在STM32的W25Qx.h中,有个片选定义,代码如下。

#define W25Qx_Enable()  HAL_GPIO_WritePin(CS_GPIO_Port, CS_Pin, GPIO_PIN_RESET)
#define W25Qx_Disable()     HAL_GPIO_WritePin(CS_GPIO_Port, CS_Pin, GPIO_PIN_SET)

修改后如下所示。

#define W25Qx_Enable()          R_IOPORT_PinWrite(&g_ioport_ctrl, BSP_IO_PORT_01_PIN_03, BSP_IO_LEVEL_LOW);
#define W25Qx_Disable()         R_IOPORT_PinWrite(&g_ioport_ctrl, BSP_IO_PORT_01_PIN_03, BSP_IO_LEVEL_HIGH);

在STM32的W25Qx.c中,有对数据进行发送和接受,代码如下。

 /* Send the read status command */
    HAL_SPI_Transmit(&hspi1, cmd, 1, W25Qx_TIMEOUT_VALUE);  
    /* Reception of the data */
    HAL_SPI_Receive(&hspi1,&status, 1, W25Qx_TIMEOUT_VALUE);

修改后如下所示。

 /* Send the read status command */
    g_transfer_complete = false;
    err = R_SPI_Write(&g_spi0_ctrl, cmd, 1, SPI_BIT_WIDTH_8_BITS);
    assert(FSP_SUCCESS == err);
    /* Wait for SPI_EVENT_TRANSFER_COMPLETE callback event. */
    while (  g_transfer_complete==false)
    {
        ;
    }
    /* Reception of the data */
    g_transfer_complete = false;
    err = R_SPI_Read(&g_spi0_ctrl, &status, 1, SPI_BIT_WIDTH_8_BITS);
    assert(FSP_SUCCESS == err);
    /* Wait for SPI_EVENT_TRANSFER_COMPLETE callback event. */
    while (  g_transfer_complete==false)
    {
        ;
    }

W25Q128说明

W25Q128将16M的容量分为256个块(Block),每个块大小为64K字节,每个块又分为16个扇区(Sector),每个扇区4K个字节。

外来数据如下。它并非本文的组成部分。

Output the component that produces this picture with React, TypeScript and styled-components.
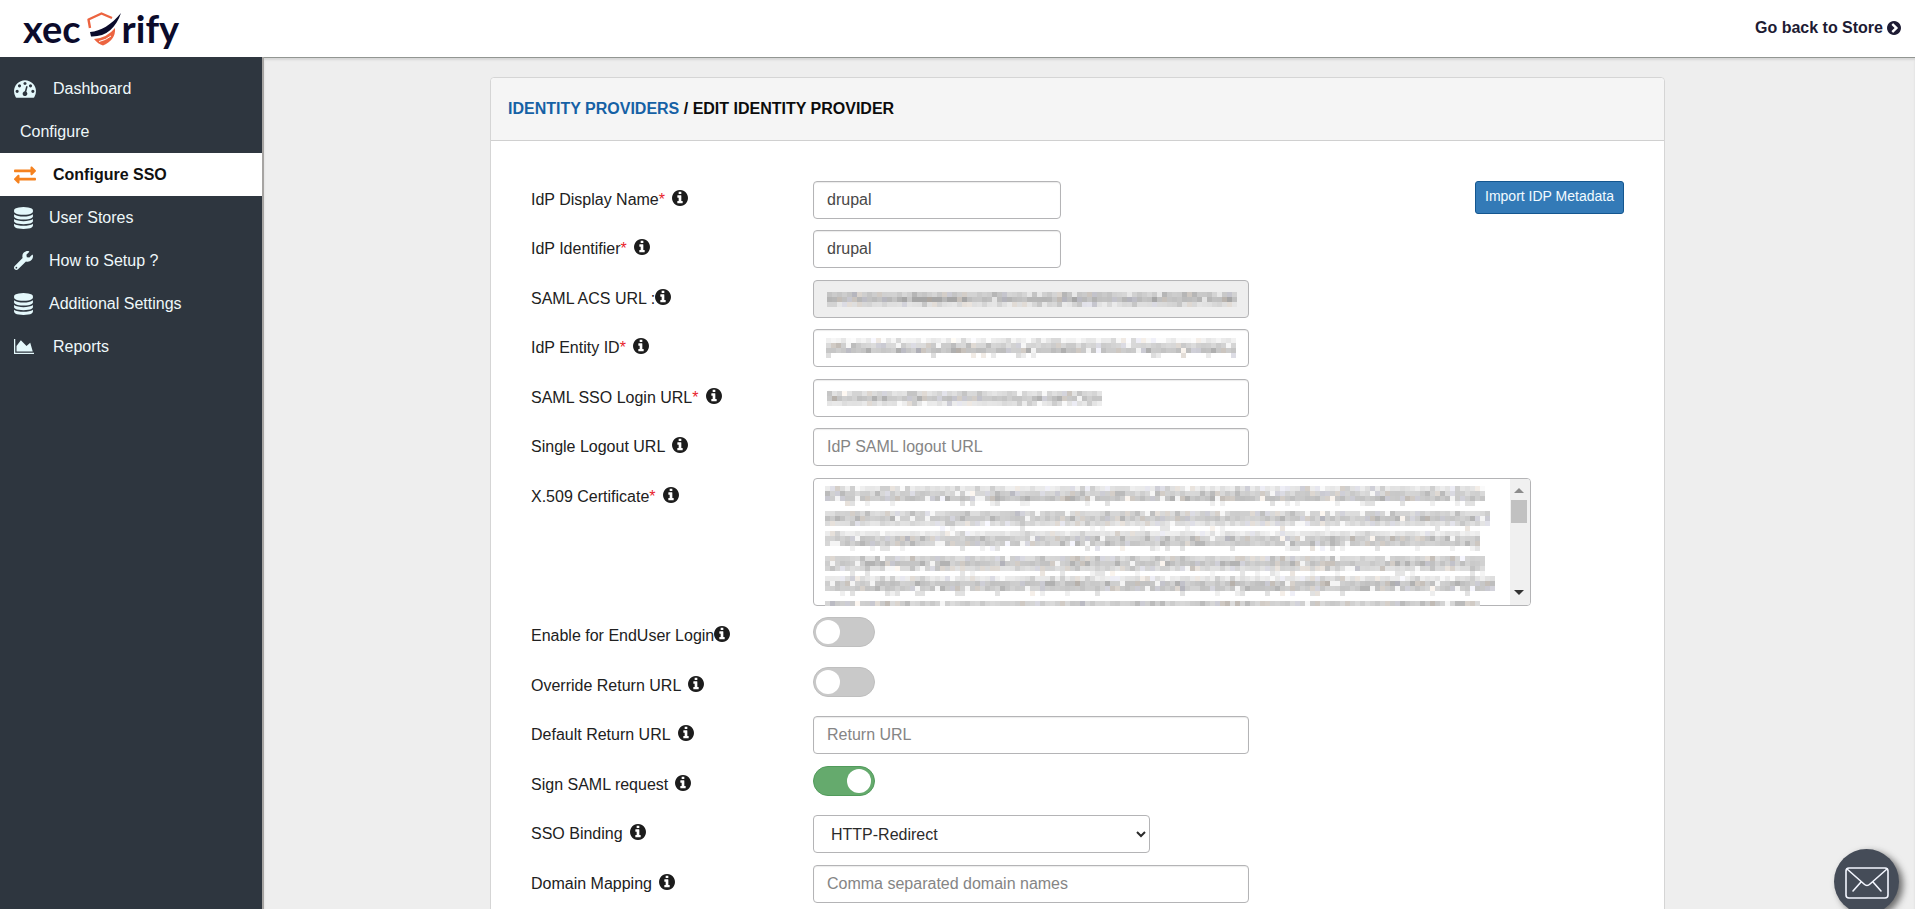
import React from "react";
import styled, { createGlobalStyle } from "styled-components";
import { FaExchangeAlt, FaWrench } from "react-icons/fa";

const GlobalStyle = createGlobalStyle`
  *, *::before, *::after { box-sizing: border-box; }
  body {
    margin: 0;
    font-family: "Liberation Sans", Arial, Helvetica, sans-serif;
    font-size: 16px;
    line-height: 22px;
    color: #212121;
    background: #eeeeee;
  }
  input, textarea, select, button { font: inherit; color: inherit; margin: 0; }
`;

/* ---------- shell ---------- */

const Shell = styled.div`
  display: flex;
  flex-direction: column;
  height: 100vh;
  overflow: hidden;
`;

const TopBar = styled.header`
  display: flex;
  flex: none;
  align-items: center;
  justify-content: space-between;
  height: 57px;
  padding: 0 14px 0 23px;
  background: #ffffff;
`;

const Brand = styled.a`
  display: flex;
  align-items: center;
  padding-bottom: 2px;
  color: #0b0b2b;
  font-family: Lato, sans-serif;
  font-weight: 700;
  font-size: 38px;
  line-height: 50px;
  text-decoration: none;
`;

const BrandMark = styled.svg`
  width: 36px;
  height: 36px;
  margin-left: 5px;
`;

const StoreLink = styled.a`
  display: flex;
  align-items: center;
  gap: 4px;
  color: #1d1b33;
  font-weight: 700;
  text-decoration: none;
  padding-bottom: 2px;
`;

const Columns = styled.div`
  display: flex;
  flex: 1;
  min-height: 0;
`;

const SideBar = styled.nav`
  flex: none;
  width: 264px;
  padding-top: 10px;
  background: #2e363f;
  border-right: 2px solid #a6a4a2;
`;

const NavItem = styled.a<{ $active?: boolean; $wide?: boolean }>`
  display: flex;
  align-items: center;
  gap: ${(p) => (p.$wide ? 17 : 16)}px;
  height: 43px;
  padding-left: 14px;
  color: ${(p) => (p.$active ? "#111111" : "#eef8fa")};
  background: ${(p) => (p.$active ? "#ffffff" : "transparent")};
  font-weight: ${(p) => (p.$active ? 700 : 400)};
  text-decoration: none;
  svg {
    flex: none;
    color: ${(p) => (p.$active ? "#f5821f" : "#e4f8fb")};
  }
`;

const NavHeading = styled.div`
  display: flex;
  align-items: center;
  height: 43px;
  padding-left: 20px;
  color: #eef8fa;
`;

const Main = styled.main`
  flex: 1;
  min-width: 0;
  padding: 19px 250px 0 226px;
  overflow-y: auto;
  scrollbar-width: none;
  border-top: 1px solid #929692;
  box-shadow: inset 0 2px 2px #d6d6d6;
`;

/* ---------- panel ---------- */

const Panel = styled.section`
  background: #ffffff;
  border: 1px solid #d5d5d5;
  border-radius: 4px;
`;

const PanelHeader = styled.h1`
  margin: 0;
  padding: 20px 17px;
  font-size: 16px;
  line-height: 22px;
  font-weight: 700;
  color: #0c0c0c;
  background: #f5f5f5;
  border-bottom: 1px solid #d0d0d0;
  border-radius: 4px 4px 0 0;
  a {
    color: #1561a5;
    text-decoration: none;
  }
`;

const Form = styled.form`
  padding: 40px 40px 28px;
`;

const Row = styled.div`
  display: flex;
  align-items: flex-start;
  padding-bottom: 11px;
  &:nth-child(even) {
    padding-bottom: 12px;
  }
`;

const Label = styled.label<{ $tight?: boolean }>`
  display: flex;
  flex: none;
  align-items: center;
  gap: ${(p) => (p.$tight ? 0 : 7)}px;
  width: 282px;
  height: 38px;
  em {
    color: #e8232b;
    font-style: normal;
  }
  svg {
    flex: none;
    color: #1c1c1c;
    margin-bottom: 4px;
  }
`;

const ControlSlot = styled.div`
  position: relative;
  display: flex;
  min-height: 38px;
`;

const TextBox = styled.input<{ $short?: boolean }>`
  width: ${(p) => (p.$short ? 248 : 436)}px;
  height: 38px;
  padding: 0 13px;
  color: #484848;
  background: #ffffff;
  border: 1px solid #b4b4b6;
  border-radius: 4px;
  box-shadow: inset 0 1px 1px #ececec;
  &::placeholder {
    color: #858585;
    opacity: 1;
  }
  &:read-only {
    background: #eeeeee;
  }
`;

const Select = styled.select`
  width: 337px;
  height: 38px;
  padding: 0 13px;
  color: #2b2b2b;
  background: #ffffff;
  border: 1px solid #b4b4b6;
  border-radius: 4px;
`;

const CertificateBox = styled.textarea`
  width: 718px;
  height: 128px;
  padding: 6px 12px;
  background: #ffffff;
  border: 1px solid #b4b4b6;
  border-radius: 4px;
  resize: none;
  overflow: hidden;
`;

const Toggle = styled.input`
  appearance: none;
  position: relative;
  width: 62px;
  height: 30px;
  background: #c9c9c9;
  border: 1px solid #bfbfbf;
  border-radius: 15px;
  &::before {
    content: "";
    position: absolute;
    top: 2px;
    left: 2px;
    width: 24px;
    height: 24px;
    border-radius: 50%;
    background: #ffffff;
  }
  &:checked {
    background: #65aa6d;
    border-color: #519b5b;
  }
  &:checked::before {
    left: 33px;
  }
`;

const ImportButton = styled.button`
  flex: none;
  width: 149px;
  height: 33px;
  margin-left: auto;
  padding: 0 0 3px;
  font-size: 14px;
  line-height: 20px;
  white-space: nowrap;
  color: #f2fbff;
  background: #337ab7;
  border: 1px solid #14568f;
  border-radius: 3px;
`;

const MaskLayer = styled.svg<{ $top: number; $left: number }>`
  position: absolute;
  top: ${(p) => p.$top}px;
  left: ${(p) => p.$left}px;
  pointer-events: none;
`;

const ScrollTrack = styled.div`
  position: absolute;
  top: 1px;
  right: 1px;
  display: flex;
  flex-direction: column;
  align-items: center;
  justify-content: space-between;
  width: 20px;
  height: 126px;
  padding: 9px 2px 10px 0;
  background: #f0f0f0;
  border-radius: 0 3px 3px 0;
`;

const ScrollThumb = styled.div`
  width: 16px;
  height: 23px;
  margin: 7px 0 auto;
  background: #c1c1c1;
`;

const MailButton = styled.button`
  position: fixed;
  right: 16px;
  bottom: -5px;
  display: flex;
  align-items: center;
  justify-content: center;
  width: 65px;
  height: 65px;
  padding: 2px 0 0;
  color: #f3f6ff;
  background: #454c58;
  border: 0;
  border-radius: 50%;
  box-shadow: 4px 3px 7px #6a6a6a;
`;

/* ---------- icons ---------- */

const Icon = ({ d, box, w, h }: { d: string; box: string; w: number; h: number }) => (
  <svg viewBox={box} width={w} height={h} fill="currentColor" aria-hidden="true">
    <path d={d} />
  </svg>
);

const GaugeIcon = () => (
  <Icon
    box="0 256 1792 1408"
    w={22}
    h={18}
    d="M384 1152q0-53-37.5-90.5t-90.5-37.5-90.5 37.5-37.5 90.5 37.5 90.5 90.5 37.5 90.5-37.5 37.5-90.5zm192-448q0-53-37.5-90.5t-90.5-37.5-90.5 37.5-37.5 90.5 37.5 90.5 90.5 37.5 90.5-37.5 37.5-90.5zm428 481l101-382q6-26-7.500-48.500t-38.500-29.500-48 6.500-30 39.500l-101 382q-60 5-107 43.500t-63 98.500q-20 77 20 146t117 89 146-20 89-117q16-60-6-117t-72-91zm660-33q0-53-37.500-90.500t-90.500-37.500-90.500 37.500-37.500 90.500 37.500 90.500 90.500 37.500 90.500-37.500 37.500-90.500zm-640-640q0-53-37.500-90.500t-90.500-37.500-90.500 37.500-37.500 90.500 37.500 90.500 90.500 37.500 90.500-37.500 37.500-90.500zm448 192q0-53-37.500-90.500t-90.500-37.500-90.500 37.500-37.500 90.500 37.500 90.500 90.500 37.500 90.500-37.500 37.500-90.500zm320 448q0 261-141 483-19 29-54 29h-1402q-35 0-54-29-141-221-141-483 0-182 71-348t191-286 286-191 348-71 348 71 286 191 191 286 71 348z"
  />
);

const DatabaseIcon = () => (
  <Icon
    box="0 0 1536 1792"
    w={19}
    h={22}
    d="M768 768q237 0 443-43t325-127v170q0 69-103 128t-280 93.500-385 34.500-385-34.500-280-93.500-103-128v-170q119 84 325 127t443 43zm0 768q237 0 443-43t325-127v170q0 69-103 128t-280 93.500-385 34.500-385-34.500-280-93.500-103-128v-170q119 84 325 127t443 43zm0-384q237 0 443-43t325-127v170q0 69-103 128t-280 93.500-385 34.500-385-34.500-280-93.500-103-128v-170q119 84 325 127t443 43zm0-1152q208 0 385 34.500t280 93.500 103 128v128q0 69-103 128t-280 93.500-385 34.500-385-34.500-280-93.500-103-128v-128q0-69 103-128t280-93.500 385-34.500z"
  />
);

const ChartIcon = () => (
  <Icon
    box="0 128 2253 1536"
    w={22}
    h={15}
    d="M2048 1536v128h-2048v-1536h128v1408h1920zm-384-1024l256 896h-1664v-576l448-576 576 576z"
  />
);

const InfoIcon = () => (
  <Icon
    box="128 128 1536 1536"
    w={16}
    h={16}
    d="M1152 1376v-160q0-14-9-23t-23-9h-96v-512q0-14-9-23t-23-9h-320q-14 0-23 9t-9 23v160q0 14 9 23t23 9h96v320h-96q-14 0-23 9t-9 23v160q0 14 9 23t23 9h448q14 0 23-9t9-23zm-128-896v-160q0-14-9-23t-23-9h-192q-14 0-23 9t-9 23v160q0 14 9 23t23 9h192q14 0 23-9t9-23zm640 416q0 209-103 385.500t-279.500 279.500-385.500 103-385.500-103-279.500-279.500-103-385.500 103-385.500 279.500-279.500 385.500-103 385.500 103 279.500 279.500 103 385.500z"
  />
);

const ChevronCircleIcon = () => (
  <Icon
    box="128 128 1536 1536"
    w={14}
    h={14}
    d="M845 1395l454-454q19-19 19-45t-19-45l-454-454q-19-19-45-19t-45 19l-102 102q-19 19-19 45t19 45l307 307-307 307q-19 19-19 45t19 45l102 102q19 19 45 19t45-19zm819-499q0 209-103 385.500t-279.500 279.500-385.500 103-385.500-103-279.500-279.500-103-385.500 103-385.500 279.500-279.500 385.500-103 385.500 103 279.500 279.500 103 385.500z"
  />
);

const Shield = () => (
  <BrandMark viewBox="0 0 36 36" fill="none" aria-hidden="true">
    <path d="M4 18 L2.500 9.500 L15.500 3.500 L26 8" stroke="#ec6440" strokeWidth="2.400" strokeLinejoin="round" />
    <path d="M4 22 C15 21 25 15 35 3 C30 18 20 27 5 26.500 Z" fill="#0b0b2b" />
    <path d="M8 29 Q21 28 29 18 Q30 30 17 35.500 Q12 34 8 29 Z" fill="#ec6440" />
    <path d="M13 31.500 Q20 30 25 26" stroke="#ffffff" strokeWidth="1" />
  </BrandMark>
);

/* ---------- pixelated masks over private values ---------- */

type MaskLine = { y: number; cols: number; bands: number[]; seed: number };

const CELL = 5;

// A stable scatter value between 0 and 1 for a cell.
const noise = (x: number, y: number, seed: number) => {
  const v = Math.sin(x * 12.9898 + y * 78.233 + seed * 37.719) * 43758.5453;
  return v - Math.floor(v);
};

const Mask = ({ top, left, lines, base = 255 }: { top: number; left: number; lines: MaskLine[]; base?: number }) => {
  const width = Math.max(...lines.map((l) => l.cols)) * CELL;
  const height = Math.max(...lines.map((l) => l.y + l.bands.length * CELL));
  return (
    <MaskLayer $top={top} $left={left} width={width} height={height} shapeRendering="crispEdges" aria-hidden="true">
      {lines.flatMap((line) =>
        line.bands.flatMap((depth, r) =>
          Array.from({ length: line.cols }, (_, c) => {
            const n = noise(c, r, line.seed);
            if (depth < 15 && n < 0.8) return null;
            const extra = n > 0.9 ? 22 : n < 0.06 ? -depth * 0.8 : (n - 0.5) * 24;
            const level = Math.round(Math.min(base, base - depth - extra));
            const tint = Math.floor(noise(r, c, line.seed + 5) * 12);
            const red = tint === 1 ? 6 : 0;
            const blue = tint === 2 ? 8 : tint === 1 ? -6 : 0;
            return (
              <rect
                key={`${line.y}-${r}-${c}`}
                x={c * CELL}
                y={line.y + r * CELL}
                width={CELL}
                height={CELL}
                fill={`rgb(${level + red},${level},${level + blue})`}
              />
            );
          })
        )
      )}
    </MaskLayer>
  );
};

const certificateLines: MaskLine[] = [
  { y: 0, cols: 132, bands: [26, 46, 56, 8], seed: 1 },
  { y: 25, cols: 133, bands: [42, 52, 34, 4], seed: 2 },
  { y: 45, cols: 131, bands: [24, 50, 50, 6], seed: 3 },
  { y: 70, cols: 132, bands: [42, 54, 38, 4], seed: 4 },
  { y: 90, cols: 134, bands: [26, 56, 52, 8], seed: 6 },
  { y: 115, cols: 131, bands: [46], seed: 7 },
];

/* ---------- form ---------- */

type FieldProps = {
  id: string;
  label: string;
  required?: boolean;
  tight?: boolean;
  action?: React.ReactNode;
  children: React.ReactNode;
};

const Field = ({ id, label, required, tight, action, children }: FieldProps) => (
  <Row>
    <Label htmlFor={id} $tight={tight}>
      <span>
        {label}
        {required && <em>*</em>}
      </span>
      <InfoIcon />
    </Label>
    <ControlSlot>{children}</ControlSlot>
    {action}
  </Row>
);

export default function App() {
  return (
    <>
      <GlobalStyle />
      <Shell>
        <TopBar>
          <Brand href="#">
            xec
            <Shield />
            rify
          </Brand>
          <StoreLink href="#">
            Go back to Store
            <ChevronCircleIcon />
          </StoreLink>
        </TopBar>
        <Columns>
          <SideBar>
            <NavItem href="#" $wide>
              <GaugeIcon />
              Dashboard
            </NavItem>
            <NavHeading>Configure</NavHeading>
            <NavItem href="#" $active $wide>
              <FaExchangeAlt size={22} />
              Configure SSO
            </NavItem>
            <NavItem href="#">
              <DatabaseIcon />
              User Stores
            </NavItem>
            <NavItem href="#">
              <FaWrench size={19} />
              How to Setup ?
            </NavItem>
            <NavItem href="#">
              <DatabaseIcon />
              Additional Settings
            </NavItem>
            <NavItem href="#" $wide>
              <ChartIcon />
              Reports
            </NavItem>
          </SideBar>
          <Main>
            <Panel>
              <PanelHeader>
                <a href="#">IDENTITY PROVIDERS</a> / EDIT IDENTITY PROVIDER
              </PanelHeader>
              <Form>
                <Field
                  id="name"
                  label="IdP Display Name"
                  required
                  action={<ImportButton type="button">Import IDP Metadata</ImportButton>}
                >
                  <TextBox id="name" $short defaultValue="drupal" />
                </Field>
                <Field id="identifier" label="IdP Identifier" required>
                  <TextBox id="identifier" $short defaultValue="drupal" />
                </Field>
                <Field id="acs" label="SAML ACS URL :" tight>
                  <TextBox id="acs" readOnly />
                  <Mask top={12} left={14} base={238} lines={[{ y: 0, cols: 82, bands: [34, 50, 18], seed: 11 }]} />
                </Field>
                <Field id="entity" label="IdP Entity ID" required>
                  <TextBox id="entity" />
                  <Mask top={9} left={13} lines={[{ y: 0, cols: 82, bands: [16, 44, 58, 12], seed: 12 }]} />
                </Field>
                <Field id="login" label="SAML SSO Login URL" required>
                  <TextBox id="login" />
                  <Mask top={12} left={14} lines={[{ y: 0, cols: 55, bands: [36, 56, 28], seed: 13 }]} />
                </Field>
                <Field id="logout" label="Single Logout URL">
                  <TextBox id="logout" placeholder="IdP SAML logout URL" />
                </Field>
                <Field id="certificate" label="X.509 Certificate" required>
                  <CertificateBox id="certificate" />
                  <Mask top={8} left={12} lines={certificateLines} />
                  <ScrollTrack aria-hidden="true">
                    <svg width="10" height="5">
                      <path d="M0 5 L5 0 L10 5 Z" fill="#8c8c8c" />
                    </svg>
                    <ScrollThumb />
                    <svg width="10" height="5">
                      <path d="M0 0 L5 5 L10 0 Z" fill="#333333" />
                    </svg>
                  </ScrollTrack>
                </Field>
                <Field id="enduser" label="Enable for EndUser Login" tight>
                  <Toggle id="enduser" type="checkbox" />
                </Field>
                <Field id="override" label="Override Return URL">
                  <Toggle id="override" type="checkbox" />
                </Field>
                <Field id="return" label="Default Return URL">
                  <TextBox id="return" placeholder="Return URL" />
                </Field>
                <Field id="sign" label="Sign SAML request">
                  <Toggle id="sign" type="checkbox" defaultChecked />
                </Field>
                <Field id="binding" label="SSO Binding">
                  <Select id="binding" defaultValue="redirect">
                    <option value="redirect">HTTP-Redirect</option>
                    <option value="post">HTTP-POST</option>
                  </Select>
                </Field>
                <Field id="domain" label="Domain Mapping">
                  <TextBox id="domain" placeholder="Comma separated domain names" />
                </Field>
              </Form>
            </Panel>
          </Main>
        </Columns>
        <MailButton type="button" aria-label="Contact us">
          <svg width="44" height="32" viewBox="0 0 44 32" fill="none" stroke="currentColor" strokeWidth="1.600" strokeLinejoin="round" strokeLinecap="round" aria-hidden="true">
            <rect x="1" y="1" width="42" height="30" rx="3" />
            <path d="M2 2 L19 17 Q22 20 25 17 L42 2 M16 15 L8 24 M28 15 L36 24" />
          </svg>
        </MailButton>
      </Shell>
    </>
  );
}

W25Q128的最小擦除单位为一个扇区,也就是每次必须擦除4K个字节。芯片ID如下所示。
0XEF13,表示芯片型号为W25Q80
0XEF14,表示芯片型号为W25Q16
0XEF15,表示芯片型号为W25Q32
0XEF16,表示芯片型号为W25Q64
0XEF17,表示芯片型号为W25Q128

演示效果

开机会打印W25Q128的ID,ID为0XEF17,实际如下所示。
并且之前保存的数据也正确读取出来了。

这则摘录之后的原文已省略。